If you planted the non-flowering ‘Treneague’ variety, you won’t need a mower at all. If you planted a flowering Roman chamomile, you can run a mower over it once in late summer on the highest setting just to cut off the dead flower heads. Use sharp blades. A dull mower will tear the plants right out of the dirt.
Sometimes, harsh winters or a careless footprint will leave a bare patch.
Don’t panic. Keep a few chamomile plants growing in small pots on your patio. When a gap opens up in the lawn, just plug in one of your backup plants. Simple as that.
Frequently Asked Questions
1. Can you walk on a chamomile lawn?
Yes, but only lightly. It tolerates occasional walking, sitting, or picnicking perfectly fine. It won’t survive heavy, daily foot traffic or dogs running back and forth over it constantly.
2. Does a chamomile lawn smell good?
It smells exactly like sweet, crisp apples. Whenever you step on it or brush against the leaves, it releases this scent into the air. The smell is always strongest in the warm summer sun.
3. Will it survive the winter?
Roman chamomile is a perennial that survives down to USDA Zone 4. The foliage might look a bit ragged or die back slightly in freezing temperatures, but the roots stay alive. It greens up fast in the spring.
4. Can I grow a chamomile lawn in the shade?

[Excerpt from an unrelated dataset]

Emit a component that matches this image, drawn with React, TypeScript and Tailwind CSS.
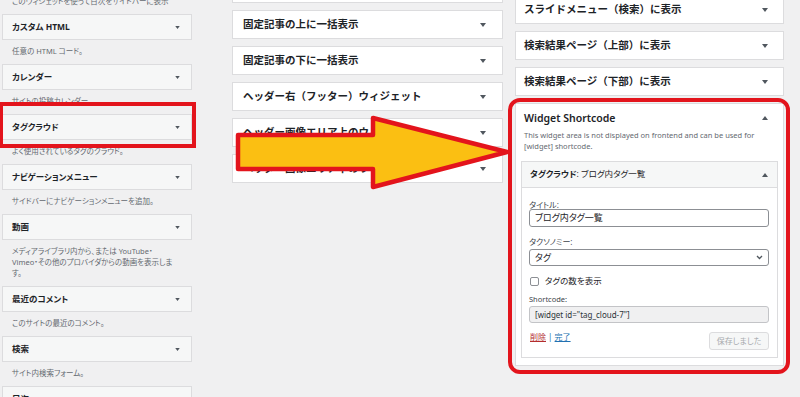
import React from 'react'

const FONT = 'font-["Noto_Sans","Noto_Sans_CJK_JP",sans-serif] [font-feature-settings:"palt"]'

function Down({ className = '' }: { className?: string }) {
  return (
    <svg width="6" height="4" viewBox="0 0 6 4" className={className}>
      <polygon points="0,0 6,0 3,4" fill="#50575e" />
    </svg>
  )
}

function Up({ className = '' }: { className?: string }) {
  return (
    <svg width="6" height="4" viewBox="0 0 6 4" className={className}>
      <polygon points="0,4 6,4 3,0" fill="#50575e" />
    </svg>
  )
}

type AvailableWidget = { title: React.ReactNode; desc: React.ReactNode }

const available: AvailableWidget[] = [
  { title: 'カスタム HTML', desc: '任意の HTML コード。' },
  { title: 'カレンダー', desc: 'サイトの投稿カレンダー。' },
  { title: 'タグクラウド', desc: 'よく使用されているタグのクラウド。' },
  { title: 'ナビゲーションメニュー', desc: 'サイドバーにナビゲーションメニューを追加。' },
  {
    title: '動画',
    desc: (
      <>
        メディアライブラリ内から、または YouTube・
        <br />
        Vimeo・その他のプロバイダからの動画を表示しま
        <br />す。
      </>
    ),
  },
  { title: '最近のコメント', desc: 'このサイトの最近のコメント。' },
  { title: '検索', desc: 'サイト内検索フォーム。' },
  { title: '目次', desc: '' },
]

const middleAreas = [
  '投稿記事の下に一括表示',
  '固定記事の上に一括表示',
  '固定記事の下に一括表示',
  'ヘッダー右（フッター）ウィジェット',
  'ヘッダー画像エリア上のウィジェット',
  'ヘッダー画像エリア下のウィジェット',
]

const rightAreas = ['スライドメニュー（検索）に表示', '検索結果ページ（上部）に表示', '検索結果ページ（下部）に表示']

function LeftColumn() {
  return (
    <div className="ml-[2px] w-[190px] -mt-[10px] flex flex-col shrink-0">
      <p className="pl-[10px] pt-[6px] pb-[7px] text-[7.5px] leading-[11px] text-[#646970]">
        このウィジェットを使って目次をサイドバーに表示
      </p>
      {available.map((w, i) => (
        <div key={i}>
          <div className="h-[26px] bg-[#f6f7f7] border border-[#dcdcde] flex items-center justify-between pl-[9px] pr-[11px]">
            <span className="text-[8.5px] font-bold text-[#1d2327]">{w.title}</span>
            <Down className="w-[5px] h-[3px]" />
          </div>
          {w.desc && (
            <p className="pl-[10px] pt-[6px] pb-[7px] text-[7.5px] leading-[11px] text-[#646970]">{w.desc}</p>
          )}
        </div>
      ))}
    </div>
  )
}

function AreaBox({ title, pl, pr }: { title: string; pl: string; pr: string }) {
  return (
    <div className={`h-[29px] mb-[7px] bg-white border border-[#dcdcde] flex items-center justify-between ${pl} ${pr}`}>
      <span className="text-[10.5px] font-semibold text-[#1d2327] whitespace-nowrap [font-feature-settings:normal]">
        {title}
      </span>
      <Down />
    </div>
  )
}

function MiddleColumn() {
  return (
    <div className="ml-[40px] w-[271px] -mt-[26px] flex flex-col shrink-0">
      {middleAreas.map((t) => (
        <AreaBox key={t} title={t} pl="pl-[10px]" pr="pr-[16px]" />
      ))}
    </div>
  )
}

function RightColumn() {
  return (
    <div className="ml-[12px] w-[269px] -mt-[5px] flex flex-col shrink-0">
      {rightAreas.map((t) => (
        <AreaBox key={t} title={t} pl="pl-[8px]" pr="pr-[15px]" />
      ))}
      <div className="bg-white border border-[#dcdcde] px-[5px] pb-[7px]">
        <div className="flex items-center justify-between pl-[3px] pr-[10px] pt-[8px]">
          <h2 className="text-[10.5px] leading-[12px] font-semibold text-[#1d2327]">Widget Shortcode</h2>
          <Up />
        </div>
        <p className="pl-[3px] mt-[6px] text-[7.5px] leading-[11px] text-[#646970]">
          This widget area is not displayed on frontend and can be used for
          <br />
          [widget] shortcode.
        </p>
        <div className="mt-[9px] border border-[#dcdcde]">
          <div className="h-[26px] bg-[#f6f7f7] border-b border-[#dcdcde] flex items-center justify-between pl-[8px] pr-[9px]">
            <span className="text-[8.5px] text-[#1d2327]">
              <b className="font-bold">タグクラウド</b>: ブログ内タグ一覧
            </span>
            <Up />
          </div>
          <div className="pl-[7px] pr-[8px] pt-[12px] pb-[7px] bg-white text-[#1d2327]">
            <div className="text-[8px] leading-[9px] text-[#3c434a]">タイトル:</div>
            <div className="h-[18px] border border-[#8c8f94] rounded-[3px] bg-white flex items-center px-[5px] text-[9px]">
              ブログ内タグ一覧
            </div>
            <div className="mt-[10px] text-[8px] leading-[9px] text-[#3c434a]">タクソノミー:</div>
            <div className="mt-[3px] h-[17px] border border-[#8c8f94] rounded-[3px] bg-white flex items-center justify-between pl-[5px] pr-[5px] text-[9px]">
              <span>タグ</span>
              <svg width="7" height="5" viewBox="0 0 7 5">
                <polyline points="1,1 3.5,3.5 6,1" fill="none" stroke="#50575e" strokeWidth="1.3" />
              </svg>
            </div>
            <div className="mt-[9px] h-[12px] flex items-center gap-[6px] pl-[1px]">
              <span className="w-[9px] h-[9px] border border-[#8c8f94] rounded-[2px] bg-white" />
              <span className="text-[8.5px]">タグの数を表示</span>
            </div>
            <div className="mt-[8px] text-[7.5px] leading-[9px] text-[#3c434a]">Shortcode:</div>
            <div className="mt-[2px] h-[17px] border border-[#c3c4c7] rounded-[3px] bg-[#f0f0f1] flex items-center px-[5px] text-[8px] text-[#2c3338]">
              [widget id="tag_cloud-7"]
            </div>
            <div className="mt-[9px] flex items-start justify-between">
              <div className="text-[8px] leading-[10px] pl-[1px]">
                <span className="text-[#b32d2e] underline">削除</span>
                <span className="text-[#2271b1]"> | </span>
                <span className="text-[#2271b1] underline">完了</span>
              </div>
              <div className="w-[60px] h-[18px] border border-[#dcdcde] rounded-[3px] bg-[#f6f7f7] flex items-center justify-center text-[8px] text-[#a7aaad]">
                保存しました
              </div>
            </div>
          </div>
        </div>
      </div>
    </div>
  )
}

export default function App() {
  return (
    <div className={`relative w-[800px] h-[397px] overflow-hidden bg-[#f0f0f1] ${FONT}`}>
      <div className="flex items-start">
        <LeftColumn />
        <MiddleColumn />
        <RightColumn />
      </div>

      {/* annotations */}
      <div className="absolute left-[-1px] top-[102px] w-[197px] h-[46px] border-[4px] border-[#e3141c]" />
      <div className="absolute left-[508px] top-[98px] w-[282px] h-[276px] border-[4px] border-[#e3141c] rounded-[12px]" />
      <svg className="absolute left-0 top-0 pointer-events-none" width="800" height="397" viewBox="0 0 800 397">
        <polygon
          points="238,135 373,135 373,118 507,152 373,187 373,169 238,169"
          fill="#fbbf12"
          stroke="#e3141c"
          strokeWidth="4.5"
          strokeLinejoin="round"
        />
      </svg>
    </div>
  )
}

It prefers full sun. If you plant it in deep, heavy shade under a large tree, it grows thin, leggy, and patchy. It tolerates light, dappled shade perfectly fine, but you won’t get that thick, dense carpet without at least six hours of direct sunlight.
5. Do I need to mow it?
Mostly, no. If you grow a non-flowering variety, it stays under a few inches tall on its own. If you grow a flowering type, you only need to trim it once a year after the blooms fade to keep it looking tidy.
It’s Simpler Than You Think
Replacing grass feels like a massive job, but the daily upkeep drops to nearly zero once the chamomile takes over. Put in the effort upfront with weeding and soil prep, and let the plants do the heavy lifting later. Give it a season. You’ll wonder why you didn’t start sooner.